We’ve been happy owners of 3 Islabikes Beinns, 20″, 24″ and 26″. They pretty much CREATED the ‘nice, lightweight kids bike’ category in the US, which has been filled with all kinds of competitors (Woom, Frog, Cleary, to name a few), and has improved the quality and range of bikes that are now available from the major bike companies. Look at Trek’s kids bike lineup, for example:

https://www.trekbikes.com/us/en_US/bikes/collections/kids-bikes/c/B506/

It used to be nearly impossible to find a kids’ mountain bike-style bike with a rigid front fork, and now they are everywhere.

They sponsored kiddie cross and gave away bikes in the process, they hired people here in town, and they had a great fitting/buying process that was really helpful. Just because some people don’t want to pay as much for a kids’ bike as they would for their own bike doesn’t mean the bikes are overpriced, but they are now facing some stiff pricing competition that didn’t exist when they started things in the US.

I have to say, I’m surprised to see that people have anything to say about a company that wanted to do nothing but make comfortable, efficient bikes for kids, instead of making a bunch of disposable 35lb garbage.

Jeremy
Guest
Jeremy

Resale is where islabikes usually shines. While regular kid bikes are nearly given away, isla retains value (and I’ve even seen them sell for more than new cost.) They are especially great for teens that really want to ride a bike more than ‘around the block.’ It is, however, a difficult niche.

B. Carfree
Guest
B. Carfree

Isn’t cycling among children kind of collapsing in the US? I ride through a high school and an elementary school on my trip to pick up one of my granddaughters (almost) every day. The high school has three dozen bikes parked at it and the elementary schools have zero (not even any racks), though I did finally see two children leave school in a cargo bike last week. 1500 students, three dozen bikes, none of them operated by pre-teens. That’s pretty grim and might be a big part of why we’re losing a premier children’s bike company.

Brian
Guest
Brian

Does this also mean the end of the associated mobile repair service?

Dolan Halbrook
Guest
Dolan Halbrook

We bought a 20″ Islabike for my son, and it transformed his ability to ride. He could suddenly ride much farther and faster than before, as he was no longer fighting the weight and efficiency issues prevalent in most kids bikes. Yes, they are expensive, but they also hold their value very well. Ours has served two kids already, and I hope will serve many more. Sad news.

Johnny Bye Carter
Subscriber
Johnny Bye Carter

Sad to see them go.
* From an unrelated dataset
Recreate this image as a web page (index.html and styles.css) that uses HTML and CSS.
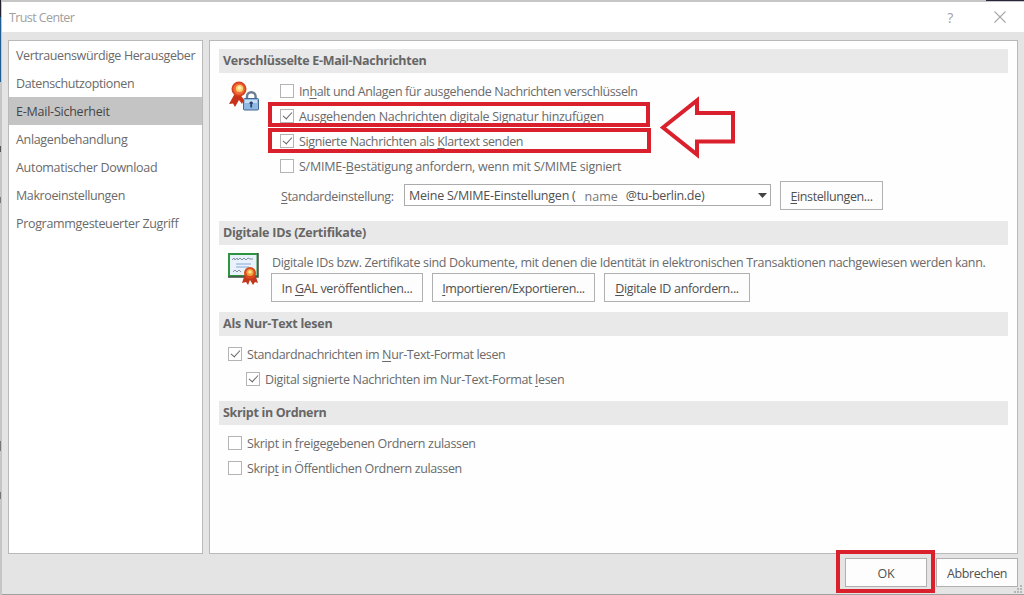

But maybe I can find the money to get in on the sale to get a larger bike for a future upgrade.

mh
Subscriber

This explains “planned obsolescence.” Grow your market like crazy, or decide to move into repairs if you’ve saturated it. Fortunately for us as adult riders, and unfortunately for those with kids, decent bikes can last essentially forever (the newest in my stable is early ’90’s, the oldest from 1982, and I have no trouble finding parts). Sad, but I hope they shamed/inspired some of the big guys to build quality children’s bikes.

Zaphod
Guest

Isla makes a great product. All well made things cost real money. Given they hold their value extraordinarily well, that speaks to this fact. While it is a barrier to spend such money, people seem to have little problem justifying a 5k used car or a 16k new car. If a bike enables a child and family to roll instead, then it’s good, right?

Chris I
Guest
Chris I

This really sucks. My daughter started with a Rothan and was able to switch to a pedal bike before she turned 3. Would it be crazy of me to pick up a Beinn 20 size small and hold onto it for another 1-2 years? At these prices, it seems like you could resell it for basically the same price once they outgrow it…

TonyT
Subscriber
TonyT

We really lucked out with our kid having Islabikes for most of his bikes. He’s on his 3rd at least. Fortunately for his next bike he’ll be big enough for a small adult bike so the end of Islabikes here won’t be a huge deal.

Yes they were expensive, but they held their value VERY well so the true cost was more than reasonable considering how much use he’s gotten out of them.

Sad to see them go! Silver lining is that the resale value of his current bike will probably be even higher now.

Rivelo
Guest
Todd Boulanger
Guest
Todd Boulanger

Portland – perhaps this is the bike canary in the coal mine momment…

The market for child communting bikes got saturated quickly – perhaps not because of their quailty bikes lasting but because more kids are not biking to school and etc…especially as affordable housing supply moves outward to larger schools on superblocks surrounded by multilane high speed arterials…and conversely their parents are not adopting bike commuting like those that did 10 and 15 years ago…

Ava Chang
Guest
Ava Chang

My son is special needs, we tried to teach him to ride on a Specialized coaster bike since he was 5 but he couldn’t get a hang of it. Last Sept we purchased a 24″ for his 10th bday and he learned to ride on the Beinn over a few weekends. It was a huge accomplishment and we are so proud of him. Also thanks to Isla bike for its lightweight and ease of handling that give him the confidence. I was planing to buy the next size up when he outgrows the 24″, so sad to see them close in US.